Published on: March 20, 2014
On Friday morning, March 14, IT Services experienced an interruption in the services provided by the Campus Data Center. This outage affected a number of key campus applications, such as UCLA Logon (Shibboleth), URSA, and portions of our student and financial applications. Also impacted were data center customer servers hosted in our virtual environment.
UCLA Logon was shifted to our back-up site at UC Berkeley, and access to related applications was generally restored by 11:00 a.m. We understand that some users continued to experience connectivity issues with their UCLA Logon-enabled applications. Clearing the cache may have solved this issue, but if you feel that this did notwork for your application, please contact us at the number below.
Most applications operating in our virtual environment were fully operational by 6:30 p.m.
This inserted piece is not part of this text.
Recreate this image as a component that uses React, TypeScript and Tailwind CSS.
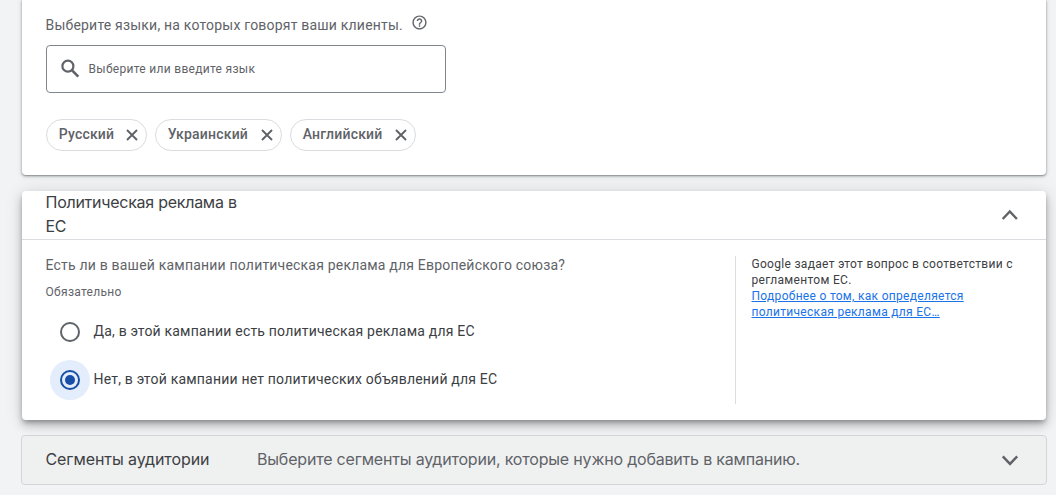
import { useState } from "react";
import { MdHelpOutline } from "react-icons/md";

const idiomas = [
  { nome: "Русский", largura: "w-[101px]" },
  { nome: "Украинский", largura: "w-[127px]" },
  { nome: "Английский", largura: "w-[126px]" },
];

const opcoes = [
  { id: "yes", label: "Да, в этой кампании есть политическая реклама для ЕС" },
  { id: "no", label: "Нет, в этой кампании нет политических объявлений для ЕС" },
];

interface RadioProps {
  label: string;
  checked: boolean;
  onSelect: () => void;
}

function SearchIcon() {
  return (
    <svg viewBox="0 0 24 24" fill="none" stroke="currentColor" className="size-6 text-[#5f6368]">
      <circle cx="9.9" cy="9.2" r="5.5" strokeWidth="2.2" />
      <path d="M13.8 13.1 20.3 19.7" strokeWidth="2.6" />
    </svg>
  );
}

function CloseIcon() {
  return (
    <svg
      viewBox="0 0 20 20"
      fill="none"
      stroke="currentColor"
      strokeWidth="1.9"
      className="size-5 text-[#5f6368]"
    >
      <path d="M5 5 15 15M15 5 5 15" />
    </svg>
  );
}

function Chevron({ up = false }: { up?: boolean }) {
  return (
    <svg
      viewBox="0 0 32 32"
      fill="none"
      stroke="currentColor"
      strokeWidth="2.4"
      className="size-8 text-[#5f6368]"
    >
      <path d={up ? "M8.7 20 15.8 12.4 22.9 20" : "M8.8 12.4 16 19.9 23.2 12.4"} />
    </svg>
  );
}

function Radio({ label, checked, onSelect }: RadioProps) {
  return (
    <button
      type="button"
      role="radio"
      aria-checked={checked}
      onClick={onSelect}
      className="flex h-12 items-center text-left"
    >
      <span
        className={`grid size-10 place-items-center rounded-full ${checked ? "bg-[#e4edfb]" : ""}`}
      >
        <span
          className={`grid size-5 place-items-center rounded-full border-2 ${
            checked ? "border-[#174ea6]" : "border-[#5f6368]"
          }`}
        >
          {checked && <span className="size-2.5 rounded-full bg-[#174ea6]" />}
        </span>
      </span>
      <span className="ml-[3.5px] pb-0.5 text-sm tracking-[0.2px] text-[#3c4043]">{label}</span>
    </button>
  );
}

function LanguagesCard() {
  return (
    <section className="mx-px h-[175px] rounded-b bg-white pl-6 shadow-[0_1px_2px_rgba(60,64,67,0.55),0_1px_4px_1px_rgba(60,64,67,0.15)]">
      <div className="flex h-[45px] items-start pt-[15px] text-[#5f6368]">
        <span className="-ml-[0.5px] text-sm tracking-[0.2px]">
          Выберите языки, на которых говорят ваши клиенты.
        </span>
        <MdHelpOutline className="-mt-px ml-2 size-[17px]" />
      </div>
      <div className="flex h-12 w-[400px] items-center rounded border border-[#80868b] pl-[11px]">
        <SearchIcon />
        <span className="ml-[6.5px] text-xs tracking-[0.3px] text-[#5f6368]">
          Выберите или введите язык
        </span>
      </div>
      <div className="mt-[26px] flex gap-2">
        {idiomas.map((idioma) => (
          <div
            key={idioma.nome}
            className={`flex h-8 items-center justify-between rounded-full border border-[#dadce0] pr-[4.5px] pl-[11.7px] text-[#5f6368] ${idioma.largura}`}
          >
            <span className="pb-0.5 text-sm font-medium tracking-[0.2px]">{idioma.nome}</span>
            <CloseIcon />
          </div>
        ))}
      </div>
    </section>
  );
}

function PoliticalAdsCard() {
  const [selected, setSelected] = useState("no");

  return (
    <section className="relative mx-px mt-4 h-[229px] rounded bg-white shadow-[0_6px_10px_rgba(0,0,0,0.18),0_1px_18px_rgba(0,0,0,0.12),0_3px_5px_-1px_rgba(0,0,0,0.28)]">
      <header className="flex h-[49px] items-center justify-between border-b border-[#dadce0] pr-5 pl-[23.5px]">
        <h2 className="w-[200px] pb-0.5 font-['Inter'] text-base leading-6 tracking-[-0.26px] text-[#3c4043]">
          Политическая реклама в ЕС
        </h2>
        <Chevron up />
      </header>
      <div className="flex pt-4">
        <div className="-mt-px w-[713px] pl-[23.5px] text-[#5f6368]">
          <p className="text-sm tracking-[0.2px]">
            Есть ли в вашей кампании политическая реклама для Европейского союза?
          </p>
          <p className="mt-[9px] text-xs tracking-[0.3px]">Обязательно</p>
          <div role="radiogroup" className="mt-2 ml-[4.5px] flex flex-col">
            {opcoes.map((opcao) => (
              <Radio
                key={opcao.id}
                label={opcao.label}
                checked={selected === opcao.id}
                onSelect={() => setSelected(opcao.id)}
              />
            ))}
          </div>
        </div>
        <aside className="h-[148px] w-[290px] border-l border-[#dadce0] pl-[15.5px] text-xs tracking-[0.3px] text-[#3c4043]">
          <p>Google задает этот вопрос в соответствии с регламентом ЕС.</p>
          <a href="#" className="block w-[230px] text-[#1a73e8] underline">
            Подробнее о том, как определяется политическая реклама для ЕС…
          </a>
        </aside>
      </div>
    </section>
  );
}

export default function App() {
  return (
    <div className="h-[498px] overflow-hidden bg-white font-['Roboto',sans-serif]">
      <main className="h-[495px] bg-[#f1f3f4] pr-[9px] pl-[21px]">
        <LanguagesCard />
        <PoliticalAdsCard />
        <section className="mt-[15px] flex h-[50px] items-center rounded border border-[#d3d6d9] bg-[#eff1f1] pr-5 pl-[23.5px] font-['Inter'] text-base">
          <h2 className="w-[211.5px] pb-0.5 tracking-[-0.08px] text-[#3c4043]">Сегменты аудитории</h2>
          <p className="flex-1 pb-0.5 tracking-[-0.19px] text-[#5f6368]">
            Выберите сегменты аудитории, которые нужно добавить в кампанию.
          </p>
          <Chevron />
        </section>
      </main>
    </div>
  );
}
We believe that all applications were functioning normally by 9:25 p.m.
We sincerely apologize for the difficulties this outage may have caused students, faculty and staff. IT Services is working hard with our engineers and vendors to prevent similar incidents from happening in the future.
Should you have questions or need additional information, please contact the IT Support Center at 310-825-8000.
For those interested in more technical details, the incident was triggered by the unexpected reboot of a data center network switch during routine maintenance. As designed, a standby switch took over and established connectivity within 15-20 seconds. All systems recovered from the network interruption with the exception of our production virtual server environment.
Several attempts to synchronize our distributed virtual switch with the network did not fully restore operations and, being a lengthy process, greatly extended the recovery time. Once the virtual system environment was stabilized, restart of our more complex multi-tier applications also took several hours.
Problems related to the network switch appear to be have been caused by a CISCO software bug. Difficulties with UCLA Logon after failover are likely related to stale DNS information cached by the application. The IAMUCLA team will work with the appropriate teams to improve the fail-over procedures for those applications. We are working with our hardware and software vendors to fully understand and improve the resiliency of our virtual environment and will share additional information as it is known.
Associate Vice Chancellor
Information Technology Services
University of California, Los Angeles
March 20, 2014